A few weeks ago, I applied to a student forum that would take place halfway across the globe. I learned about it pretty close to the deadline, but I got all my transcripts together, wrote a letter, got my references, and got my application in in time. I knew my grades were high enough. I had an interesting letter. I dropped off my perfect, organized dossier, practically beaming with the knowledge that I was the perfect candidate.
I was promptly rejected in an email that started with “Dear student….”. No name. Never a good sign. It was copied and pasted. It was suggested that I pass by the office to pick up the transcripts I’d had to pay for since they clearly wouldn’t be needed, and I thought, Well, shit. I am garbage personified.
My heartbeat quickened as I needlessly read the rest of the email, looking for some nonexistent glimmer of hope, or a just kidding, you’re in! It only got worse with every following sentence. It was like I’d been stung.
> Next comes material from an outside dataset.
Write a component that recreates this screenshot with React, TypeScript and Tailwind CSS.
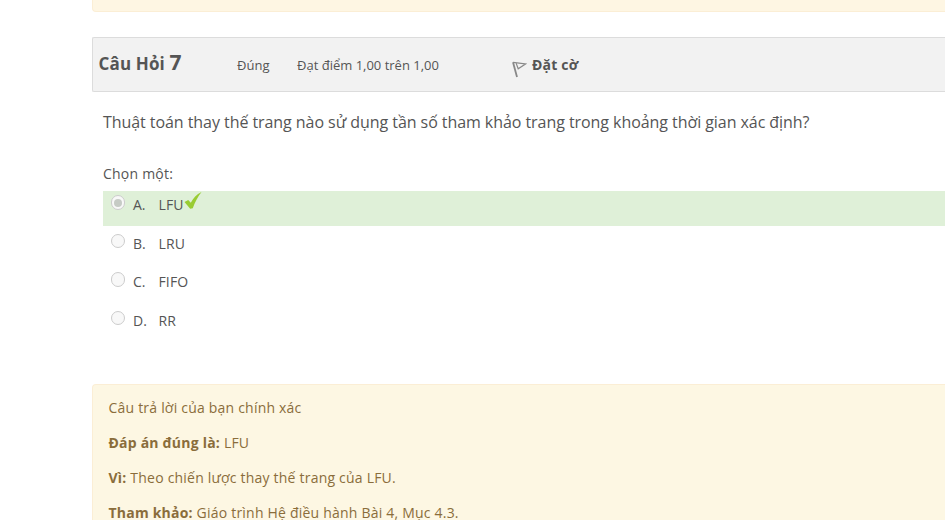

When the forum coordinator went through her pile of nos to find mine, she told me she was really impressed and was truly sorry I didn’t make the cut. She urged me to apply to other things. I stared down at the transcripts, no longer sheltered in envelopes that said “invalid if opened.” Now they’re just a bunch of papers that I clutch onto, my chipped nail polish seemingly becoming an allegory for my life. For a tiny moment, they feel worthless.
The words doctoral studies, scholarship, distinction all lost their meaning -- they weren’t enough. I was not enough. My imposter syndrome went into overdrive: what was I doing, thinking I had a place in academia?
At the same time, I feel an urge to be more persistent than ever. I want to apply to everything.
I have to spend an evening wallowing in self-pity first. As I write this, I’m sitting at my desk, sulking, belting out all the dismal lyrics to Ed Sheeran’s + in a way that borders on masochism.
For the sake of my sanity, I’m choosing to believe I didn’t get this opportunity because something better is going to present itself. But something better won’t just happen. I have to go get it.
Fellow readers, students, peers: never stop persisting when it comes to opportunities like this. Apply for every opening you hear of, and if you don’t get it, keep trying. Grad students: stand up for your research. Interview the people you want to interview. If someone doesn’t answer your email, call them. Wear your rejection letters like armor, because in breaking you down, they make you stronger.
Not throwing your hat in the ring is the worst thing you could do. It’s better to try and not get something than to obsess over whether you’d be chosen if you had just applied.
All of this isn’t to say that being rejected doesn’t totally suck. It does. But I think the healthiest thing to do in this situation is to take your rejection and turn it into something valuable. It’s all in how you look at things, right?